= Susan Hunston =

British linguist

Susan Elizabeth Hunston (born 1953) is a British linguist. She received her PhD in English under the supervision of Michael Hoey at the University of Birmingham in 1989. She does research in the areas of corpus linguistics and applied linguistics. She is one of the primary developers of the Pattern Grammar model of linguistic analysis, which is a way of describing the syntactic environments of individual words, based on studying their occurrences in large sets of authentic examples, i.e. language corpora. The Pattern Grammar model was developed as part of the COBUILD project, where Hunston worked for several years as a senior grammarian for the Collins Cobuild English Dictionary.

Having earlier taught at Mindanao State University in the Philippines, at the National University of Singapore, and at the University of Surrey, Hunston is currently a Professor of English Language in the Department of English Language and Applied Linguistics at the University of Birmingham. She has served as the Head of the School of English, Drama and American and Canadian Studies at the University of Birmingham. In addition to research and teaching, she is a co-editor, along with Carol A. Chapell, of the Cambridge Applied Linguistics book series.

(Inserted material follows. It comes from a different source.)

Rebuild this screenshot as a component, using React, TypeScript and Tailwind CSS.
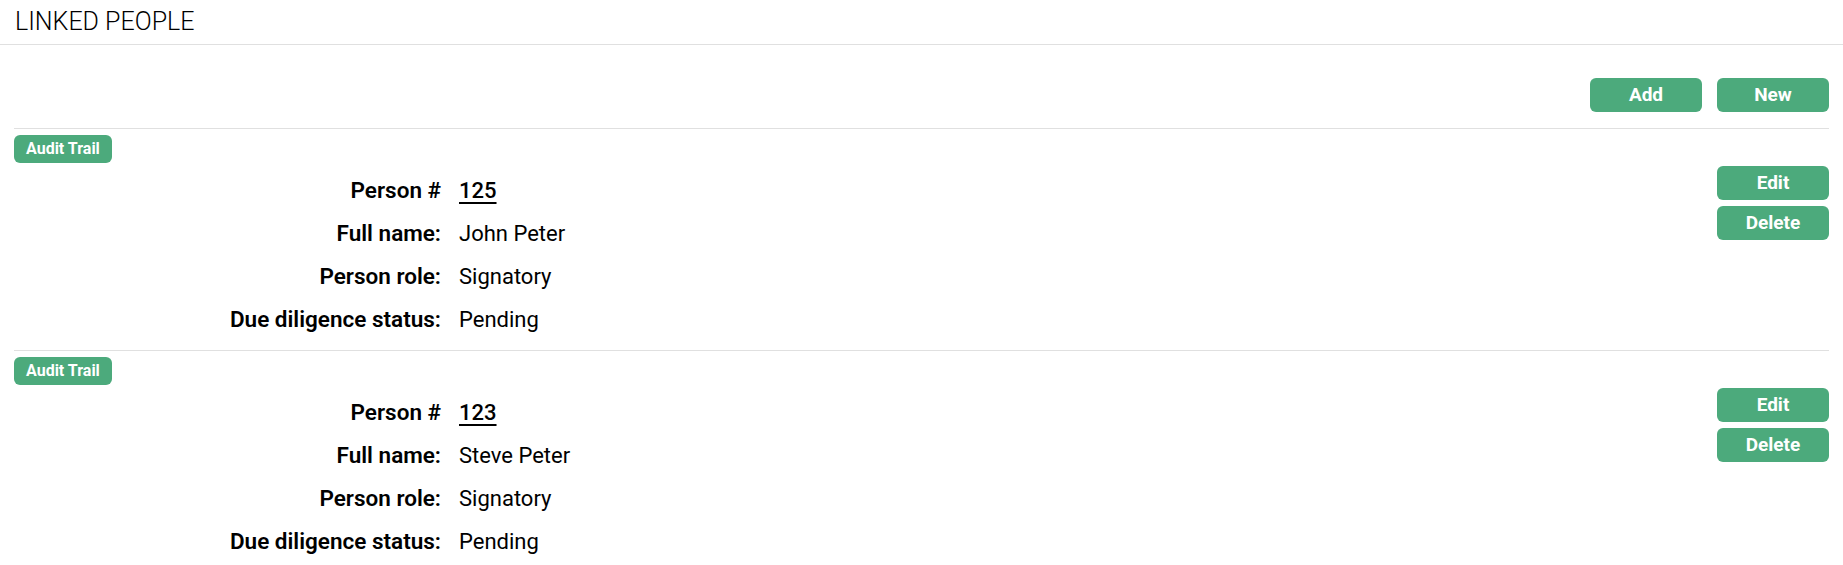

== Awards and distinctions ==
Hunston is a Fellow of the Academy of Social Sciences. She served as the Chair of the British Association for Applied Linguistics from 2006 to 2009. She serves on the executive board of the International Association of Applied Linguistics, a non-governmental organization (NGO) that has formal consultative relations with UNESCO ("the 'intellectual' agency of the United Nations") and which is devoted to supporting applied linguistics in developing countries. She was appointed Officer of the Order of the British Empire (OBE) in the 2017 New Year Honours for services to higher education and applied linguistics.

== Key publications ==

=== Books ===
- 2011. Susan Hunston. Corpus Approaches to Evaluation: phraseology and evaluative language. Routledge.
- 2007. Susan Hunston and G. Thompson (Eds.). System and Corpus: Exploring Connections. Equinox Publishing.
- 2002. Susan Hunston. Corpora in Applied Linguistics. Cambridge University Press.
- 2000. Susan Hunston and G. Thompson. Evaluation in Text: Authorial Stance and the Construction of Discourse. Oxford Univ. Press.
- 2000. Susan Hunston and G. Francis. Pattern Grammar: A Corpus-Driven Approach to the Lexical Grammar of English. John Benjamins.
- 1998. G. Francis, S. Hunston, E. Manning. Collins COBUILD Grammar patterns: Nouns and adjectives. Harper Collins.
- 1997. G. Francis, E. Manning, S. Hunston. Collins COBUILD Verbs: Patterns & Practice. Harper Collins.

=== Articles and chapters ===
- 2012. Susan Hunston. Pattern Grammar. The Encyclopedia of Applied Linguistics. Wiley.
- 2007. Susan Hunston. Semantic Prosody Revisited. International Journal of Corpus Linguistics, 12(2) 249-268.
- 2006. Susan Hunston. Corpus linguistics. Linguistics 7(2) 215-244.